For most of the students in the Bugs N’ Bones class, it is the business skills that they are most excited about.
“The goal is to teach the students customer service, how to work, how to be able to be relied upon,” Hammock said. “They can earn business certifications that some local businesses will take. The students are surprised at how much they've learned by just being immersed in the program rather than having to read it out of a book.”
It is not all about working on the heads either. Senior Kayden Sixberry was sitting at a computer, imputing information to track their customers and the heads. He said it was a boring job that most students avoid but it was vital to their program.
“It helps us keep track of where each head is at and how close they are to being done,” he said. “The really big thing is that it also keeps track of all of our license numbers when we take in heads. The reason we do that is because if we don't report it to Game and Fish, then we can get in some major trouble. It would be technically illegal if we did that.”
Although he has no intention of becoming a professional taxidermist, he said the class has been invaluable.

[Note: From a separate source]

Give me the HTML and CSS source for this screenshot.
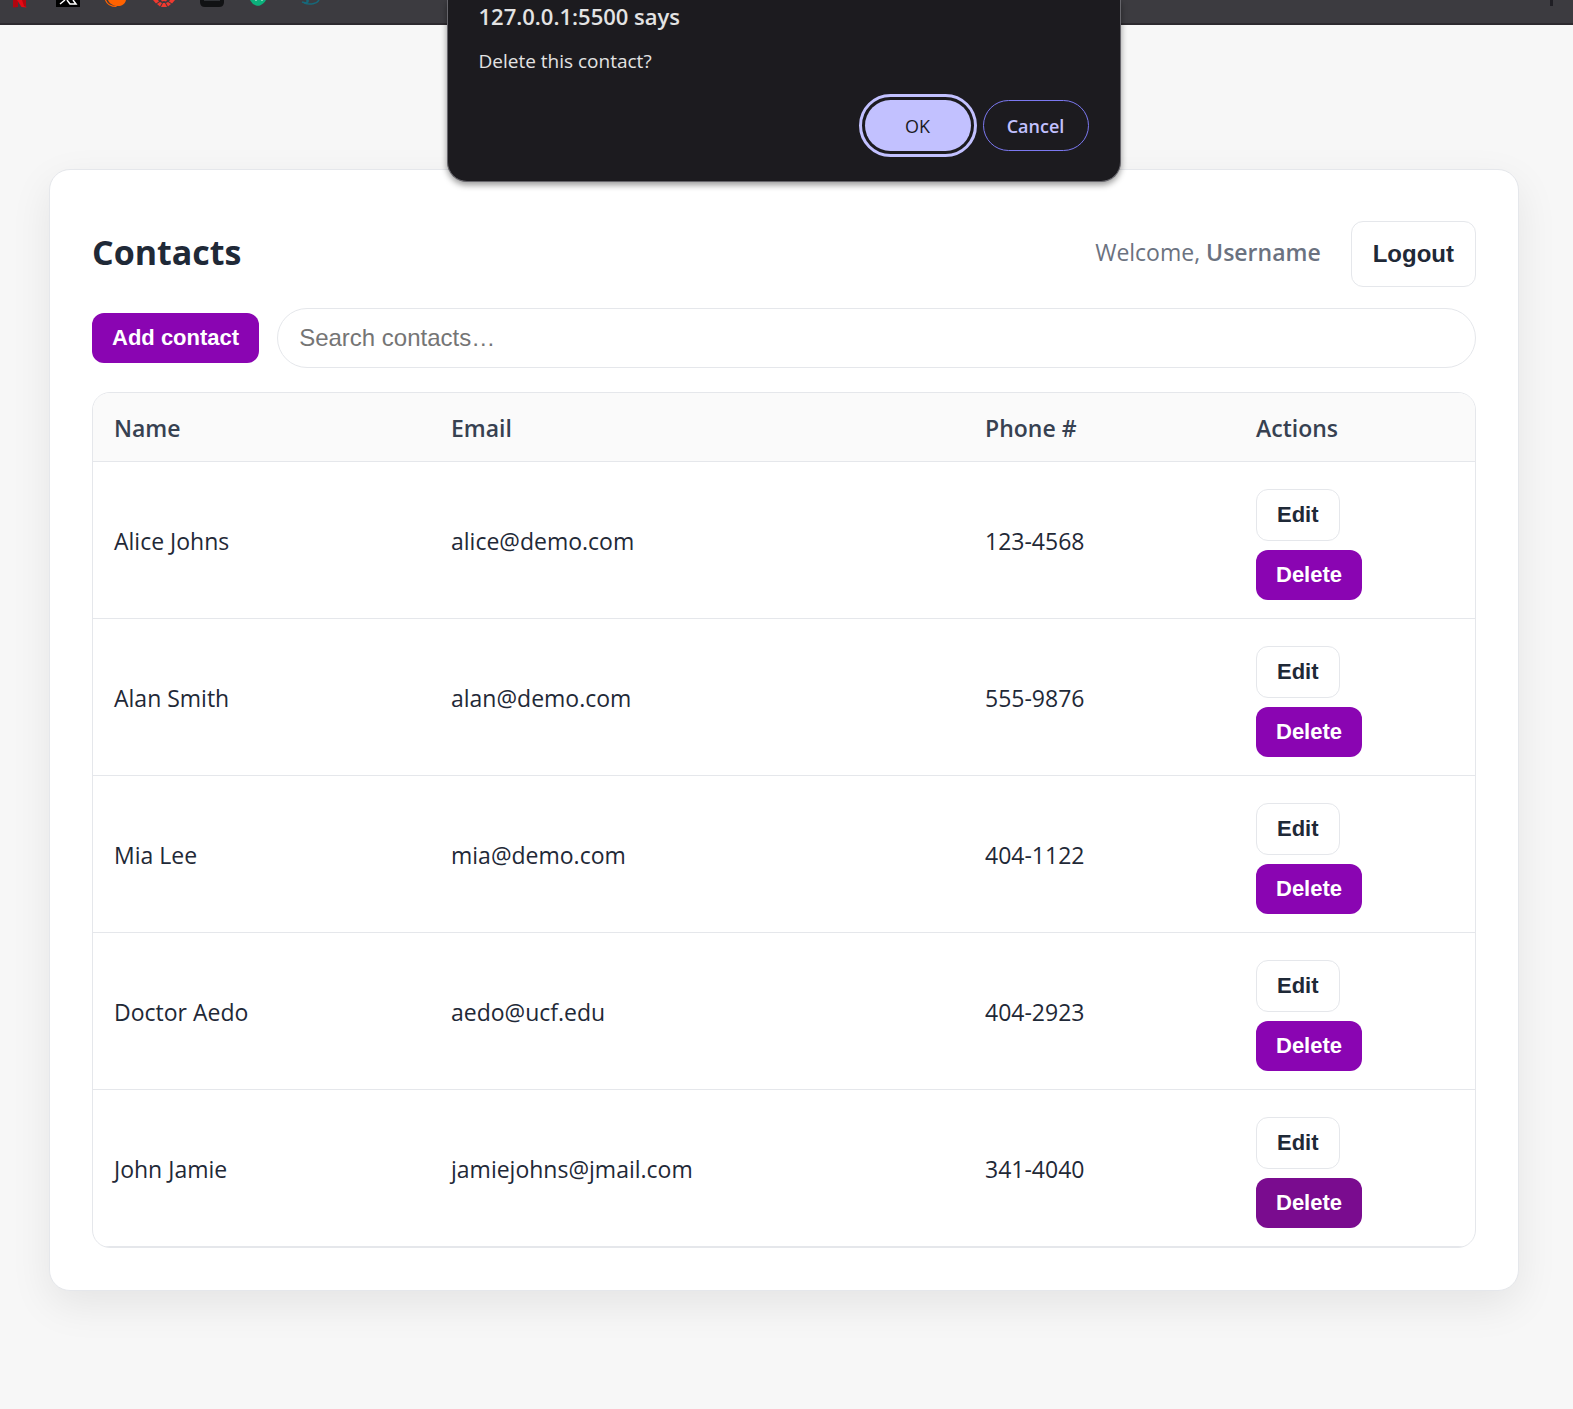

“I think for me I will be able to use the business portion for when I go into the actual business field. It will help me with understanding why you do things, why you do it this way, etcetera,”
It is these lessons that Hammock said are most valuable to her students.
“I had one kid who graduated last year who left here with seven business certifications,” she said. “He's getting his associates (degree) in business management and he has told me that that has really helped him.”
“I doubt I will do any sort of taxidermy work, but I do plan on running my own small business,” Corlett said. “Turning out a quality product really does take quite a bit of time. You have to be super careful and you have to protect yourself. That's why all the disclaimers we have is to protect ourselves if a head gets broken or something. You have to reasonably decide everything. You can't just throw it to the wind.
As the class ended for the day, Freshman Gavin Kowlok looked up from skinning a head, startled. “Done already?” he asked, reluctantly setting aside his project.
As clean up begins, it is obvious the students enjoyed the work and are proud of the skulls that they helped produce in their semester of the Bugs N’ Bones class at Wind River High School.